PtNiCu nanowires with advantageous lattice-plane boundary for enhanced ethanol electrooxidation

It is generally accepted that the interface effect and surface electronic structure of catalysts have vital impact on catalytic properties. Understanding and tailoring the atomic arrangement of interface structure are of great importance for electrocatalysis. Herein, we proposed a simple method to synthesize etching-PtNiCu nanowires (e-PtNiCu NWs) enclosed by both (110) and (100) facets evolving from PtNiCu nanowires (PtNiCu NWs) mainly with (111) facets by selectively etching process.

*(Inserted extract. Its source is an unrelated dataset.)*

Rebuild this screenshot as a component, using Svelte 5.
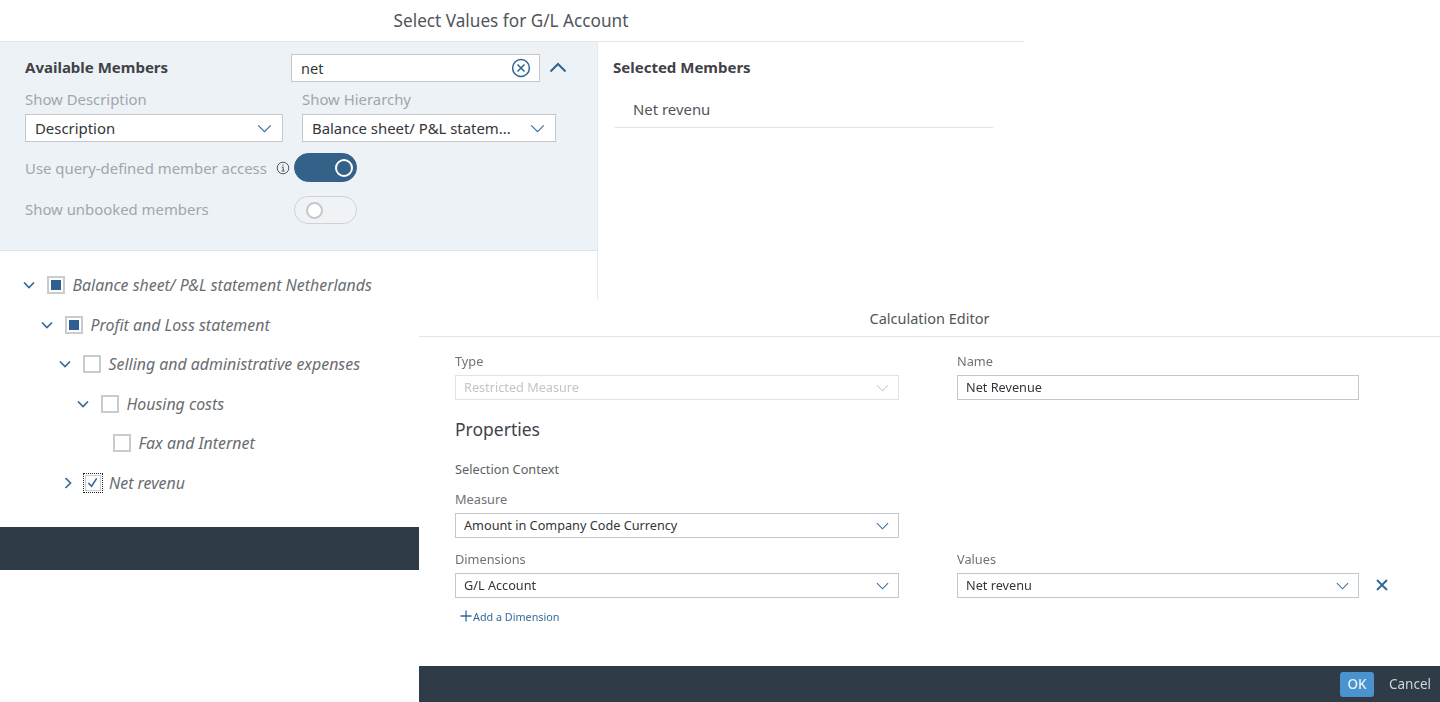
<script lang="ts">
  interface TreeRow {
    label: string;
    level: number;
    arrow: "down" | "side" | "none";
    state: "partial" | "empty" | "checked";
  }

  const treeRows: TreeRow[] = [
    { label: "Balance sheet/ P&L statement Netherlands", level: 0, arrow: "down", state: "partial" },
    { label: "Profit and Loss statement", level: 1, arrow: "down", state: "partial" },
    { label: "Selling and administrative expenses", level: 2, arrow: "down", state: "empty" },
    { label: "Housing costs", level: 3, arrow: "down", state: "empty" },
    { label: "Fax and Internet", level: 4, arrow: "none", state: "empty" },
    { label: "Net revenu", level: 2, arrow: "side", state: "checked" },
  ];
</script>

{#snippet chevron()}
  <svg class="chevron" viewBox="0 0 16 10" aria-hidden="true">
    <path d="M1 1.5 8 8.5 15 1.5" />
  </svg>
{/snippet}

<div class="desk">
  <section class="window members">
    <header class="title big">Select Values for G/L Account</header>
    <div class="columns">
      <div class="left">
        <div class="filters">
          <div class="head-row">
            <h2>Available Members</h2>
            <div class="search">
              <span>net</span>
              <svg viewBox="0 0 20 20" aria-hidden="true">
                <circle cx="10" cy="10" r="8.4" />
                <path d="M6.5 6.5 13.5 13.5M13.5 6.5 6.5 13.5" />
              </svg>
            </div>
            <svg class="up" viewBox="0 0 18 11" aria-hidden="true"><path d="M1.5 9.5 9 2 16.5 9.5" /></svg>
          </div>
          <div class="select-row">
            <div class="field first">
              <span class="muted">Show Description</span>
              <div class="select"><span>Description</span>{@render chevron()}</div>
            </div>
            <div class="field second">
              <span class="muted">Show Hierarchy</span>
              <div class="select"><span>Balance sheet/ P&amp;L statem...</span>{@render chevron()}</div>
            </div>
          </div>
          <div class="toggle-row one">
            <span class="muted">Use query-defined member access</span>
            <svg class="info" viewBox="0 0 14 14" aria-hidden="true">
              <circle cx="7" cy="7" r="5.8" />
              <path d="M5.8 6.2H7.2V10M5.6 10H8.6M7 3.4V4.8" />
            </svg>
            <div class="toggle on"><span></span></div>
          </div>
          <div class="toggle-row two">
            <span class="muted">Show unbooked members</span>
            <div class="toggle"><span></span></div>
          </div>
        </div>
        <ul class="tree">
          {#each treeRows as row}
            <li class="level-{row.level}">
              {#if row.arrow === "down"}
                <svg class="arrow" viewBox="0 0 12 8" aria-hidden="true"><path d="M1 1.5 6 6.5 11 1.5" /></svg>
              {:else if row.arrow === "side"}
                <svg class="arrow side" viewBox="0 0 8 12" aria-hidden="true"><path d="M1.5 1 6.5 6 1.5 11" /></svg>
              {/if}
              <span class="box {row.state}">
                {#if row.state === "checked"}
                  <svg viewBox="0 0 14 14" aria-hidden="true"><path d="M2.5 7.5 6 11 11.5 2.5" /></svg>
                {/if}
              </span>
              <em>{row.label}</em>
            </li>
          {/each}
        </ul>
      </div>
      <div class="right">
        <h2>Selected Members</h2>
        <div class="picked">Net revenu</div>
      </div>
    </div>
    <footer class="bar tall"></footer>
  </section>

  <section class="window editor">
    <header class="title small">Calculation Editor</header>
    <div class="form">
      <div class="form-row">
        <div class="cell">
          <span class="label">Type</span>
          <div class="select thin disabled"><span>Restricted Measure</span>{@render chevron()}</div>
        </div>
        <div class="cell">
          <span class="label">Name</span>
          <div class="select thin"><span>Net Revenue</span></div>
        </div>
      </div>
      <h3>Properties</h3>
      <p class="context">Selection Context</p>
      <div class="cell measure">
        <span class="label">Measure</span>
        <div class="select thin"><span>Amount in Company Code Currency</span>{@render chevron()}</div>
      </div>
      <div class="form-row dim-row">
        <div class="cell">
          <span class="label">Dimensions</span>
          <div class="select thin"><span>G/L Account</span>{@render chevron()}</div>
        </div>
        <div class="cell">
          <span class="label">Values</span>
          <div class="select thin"><span>Net revenu</span>{@render chevron()}</div>
        </div>
        <svg class="remove" viewBox="0 0 12 12" aria-hidden="true"><path d="M1 1 11 11M11 1 1 11" /></svg>
      </div>
      <div class="add">
        <svg viewBox="0 0 12 12" aria-hidden="true"><path d="M6 .5V11.5M.5 6H11.5" /></svg>
        <span>Add a Dimension</span>
      </div>
    </div>
    <footer class="bar short">
      <button class="ok">OK</button>
      <button class="cancel">Cancel</button>
    </footer>
  </section>
</div>

<style>
  :global(body) {
    margin: 0;
    background: #fff;
  }

  .desk {
    position: relative;
    width: 1440px;
    height: 702px;
    overflow: hidden;
    font-family: "Noto Sans", "Liberation Sans", sans-serif;
    color: #32363a;
    filter: blur(0.4px);
  }

  /* the two overlapping dialogs sit on a free canvas */
  .window {
    position: absolute;
    display: flex;
    flex-direction: column;
    background: #fff;
  }

  .members {
    left: 0;
    top: 0;
    width: 1024px;
    height: 570px;
  }

  .editor {
    left: 419px;
    top: 300px;
    width: 1021px;
    height: 402px;
  }

  .title {
    text-align: center;
    border-bottom: 1px solid #e5e5e5;
    color: #515559;
    flex: none;
  }

  .title.big {
    height: 41px;
    line-height: 41px;
    font-size: 17.2px;
    padding-right: 2px;
  }

  .title.small {
    height: 36px;
    line-height: 36px;
    font-size: 14.5px;
  }

  .columns {
    display: flex;
    flex: 1;
    min-height: 0;
  }

  .left {
    width: 597px;
    border-right: 1px solid #e5e8ec;
    flex: none;
  }

  .filters {
    height: 208px;
    background: #edf2f7;
    border-bottom: 1px solid #dbe3eb;
  }

  .head-row {
    display: flex;
    align-items: center;
    padding: 12px 0 0 25px;
    height: 28px;
  }

  h2 {
    margin: 0;
    font-size: 15px;
    font-weight: 700;
    color: #3f4347;
  }

  .head-row h2 {
    width: 266px;
    margin-bottom: 2px;
  }

  .search {
    width: 249px;
    height: 28px;
    box-sizing: border-box;
    border: 1px solid #c4c8cc;
    background: #fff;
    display: flex;
    align-items: center;
    justify-content: space-between;
    padding: 0 8px 0 9px;
    font-size: 14.5px;
  }

  .search svg {
    width: 20px;
    height: 20px;
    fill: none;
    stroke: #2f6497;
    stroke-width: 1.5;
  }

  .up {
    width: 18px;
    height: 11px;
    margin: 0 0 2px 9px;
    fill: none;
    stroke: #2d6593;
    stroke-width: 2;
  }

  .select-row {
    display: flex;
    padding: 7px 0 0 25px;
    gap: 19px;
  }

  .field {
    display: flex;
    flex-direction: column;
    gap: 5px;
  }

  .first {
    width: 258px;
  }

  .second {
    width: 254px;
  }

  .muted {
    font-size: 14.9px;
    line-height: 20px;
    color: #a3a6a9;
    white-space: nowrap;
  }

  .select {
    height: 28px;
    box-sizing: border-box;
    border: 1px solid #c4c8cc;
    background: #fff;
    display: flex;
    align-items: center;
    justify-content: space-between;
    padding: 0 10px 0 9px;
    font-size: 14.9px;
    color: #32363a;
    white-space: nowrap;
  }

  .chevron {
    width: 15px;
    height: 9px;
    fill: none;
    stroke: #3a6f9e;
    stroke-width: 1.3;
    flex: none;
  }

  .toggle-row {
    display: flex;
    align-items: center;
    padding-left: 25px;
  }

  .toggle-row.one {
    margin-top: 11px;
    height: 29px;
  }

  .toggle-row.two {
    margin-top: 14px;
    height: 28px;
  }

  .toggle-row .muted {
    width: 269px;
    flex: none;
  }

  .toggle-row.two .muted {
    margin-bottom: 2px;
  }

  .toggle-row.one .muted {
    width: 250px;
  }

  .info {
    width: 14px;
    height: 14px;
    margin-left: 1px;
    margin-right: 4px;
    fill: none;
    stroke: #55595d;
    stroke-width: 1;
  }

  .toggle {
    width: 63px;
    height: 28px;
    box-sizing: border-box;
    border: 1px solid #cfd3d7;
    border-radius: 15px;
    background: #f0f3f6;
    display: flex;
    align-items: center;
    padding: 0 11px;
  }

  .toggle span {
    width: 13px;
    height: 13px;
    border: 2px solid #c4c7ca;
    border-radius: 50%;
    background: #fff;
    display: block;
  }

  .toggle.on {
    height: 29px;
    background: #346187;
    border-color: #346187;
    justify-content: flex-end;
    padding: 0 3px;
  }

  .toggle.on span {
    border-color: #fff;
    background: #346187;
    width: 14px;
    height: 14px;
  }

  .tree {
    list-style: none;
    margin: 0;
    padding: 14.5px 0 0;
  }

  .tree li {
    height: 39.5px;
    display: flex;
    align-items: center;
    font-size: 15.9px;
    color: #6a6d70;
  }

  .tree em {
    margin-left: 7.5px;
  }

  .level-0 {
    padding-left: 23px;
  }

  .level-1 {
    padding-left: 41px;
  }

  .level-2 {
    padding-left: 59px;
  }

  .level-3 {
    padding-left: 77px;
  }

  .tree li.level-4 {
    padding-left: 113px;
  }

  .arrow {
    width: 12px;
    height: 8px;
    fill: none;
    stroke: #356a98;
    stroke-width: 1.7;
    margin-right: 12px;
    flex: none;
  }

  .arrow.side {
    width: 8px;
    height: 12px;
    margin-left: 4.5px;
    margin-right: 11px;
  }

  .box {
    width: 18px;
    height: 18px;
    box-sizing: border-box;
    border: 2px solid #c9cbcd;
    background: #fff;
    display: flex;
    align-items: center;
    justify-content: center;
    flex: none;
  }

  .box.partial::after {
    content: "";
    width: 10px;
    height: 10px;
    background: #2f6091;
  }

  .box.checked {
    width: 20px;
    height: 20px;
    border: 1px dotted #222;
    box-shadow: inset 0 0 0 1px #fff, inset 0 0 0 2px #c9cbcd;
    margin-right: -1px;
  }

  .box.checked svg {
    width: 13px;
    height: 13px;
    fill: none;
    stroke: #2f6497;
    stroke-width: 1.7;
  }

  .right {
    flex: 1;
    padding: 15px 0 0 15px;
    height: 258px;
    box-sizing: border-box;
  }

  .right h2 {
    line-height: 20px;
  }

  .picked {
    width: 378px;
    box-sizing: border-box;
    margin: 20px 0 0 2px;
    padding-left: 18px;
    height: 31px;
    line-height: 24px;
    border-bottom: 1px solid #e0e3e6;
    font-size: 14.9px;
    color: #515559;
  }

  .bar {
    background: #2f3c48;
    flex: none;
  }

  .bar.tall {
    height: 43px;
    position: absolute;
    left: 0;
    right: 0;
    top: 527px;
  }

  .bar.short {
    height: 36px;
    margin-top: auto;
    display: flex;
    align-items: center;
    justify-content: flex-end;
    padding-right: 9px;
  }

  .form {
    padding: 16px 0 0 36px;
    font-size: 13px;
  }

  .form-row {
    display: flex;
    gap: 58px;
    position: relative;
  }

  .cell {
    width: 444px;
    display: flex;
    flex-direction: column;
    gap: 4px;
  }

  .form-row .cell + .cell {
    width: 402px;
  }

  .label {
    font-size: 12.75px;
    line-height: 16px;
    padding-bottom: 2px;
    color: #6f7276;
  }

  .thin {
    height: 25px;
    font-size: 12.7px;
    padding: 0 9px 2px 8px;
  }

  .thin .chevron {
    width: 13px;
    height: 8px;
    margin-top: 2px;
  }

  .disabled {
    color: #c3c5c7;
    border-color: #e1e3e5;
  }

  .disabled .chevron {
    stroke: #c9d2da;
  }

  h3 {
    margin: 17px 0 0;
    font-size: 17.5px;
    line-height: 24px;
    font-weight: 400;
    color: #3f4347;
  }

  .context {
    margin: 20px 0 0;
    line-height: 16px;
    font-size: 12.75px;
    color: #5b5f63;
  }

  .measure {
    margin-top: 14px;
  }

  .dim-row {
    margin-top: 13px;
  }

  .remove {
    position: absolute;
    left: 921px;
    top: 28px;
    width: 12px;
    height: 12px;
    fill: none;
    stroke: #2f6497;
    stroke-width: 1.8;
  }

  .add {
    display: flex;
    align-items: center;
    gap: 1px;
    margin: 9px 0 0 5px;
    height: 18px;
    font-size: 10.8px;
    color: #346a9b;
  }

  .add svg {
    width: 12px;
    height: 12px;
    fill: none;
    stroke: #346a9b;
    stroke-width: 1.3;
  }

  button {
    font: inherit;
    border: 0;
    background: none;
    padding: 0;
    font-size: 13.5px;
  }

  .ok {
    width: 34px;
    height: 25px;
    border-radius: 3px;
    background: #4a93cf;
    color: #e9f1f8;
    font-weight: 500;
  }

  .cancel {
    margin-left: 15px;
    color: #cfd6dc;
  }
</style>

After acetic acid etching treatment, the e-PtNiCu NWs possess high total proportions (88.3%) of (110) and (100) facets, whereas the (111) facet is dominant in PtNiCu NWs (64%) by qualitatively and quantitatively evaluation. Combining the structure characterizations and performance tests of ethanol electrooxidation reaction (EOR), we find that the e-PtNiCu NWs display remarkably performance for EOR, which is nearly 4.5 times and 1.5 times enhancement compared with the state-of-the-art Pt/C catalyst, as well as 2.2 and 1.4 times of PtNiCu NWs, in specific activity and mass activity, respectively. The improved performance of e-PtNiCu NWs is attributed to synergistic catalytic effect between (110) and (100) facets that not only significantly decreases the onset potentials of adsorbed CO (COads) but also favors the oxidation of COads on the surface of catalyst. Furthermore, thermodynamics and kinetic studies indicate that the synergistic effect of both (110) and (100) facets in e-PtNiCu NWs can decrease the activation energy barrier and facilitate the charge transfer during the reaction. This work provides a promising approach to construct catalysts with tunable surface electronic structure towards efficient electrocatalysis.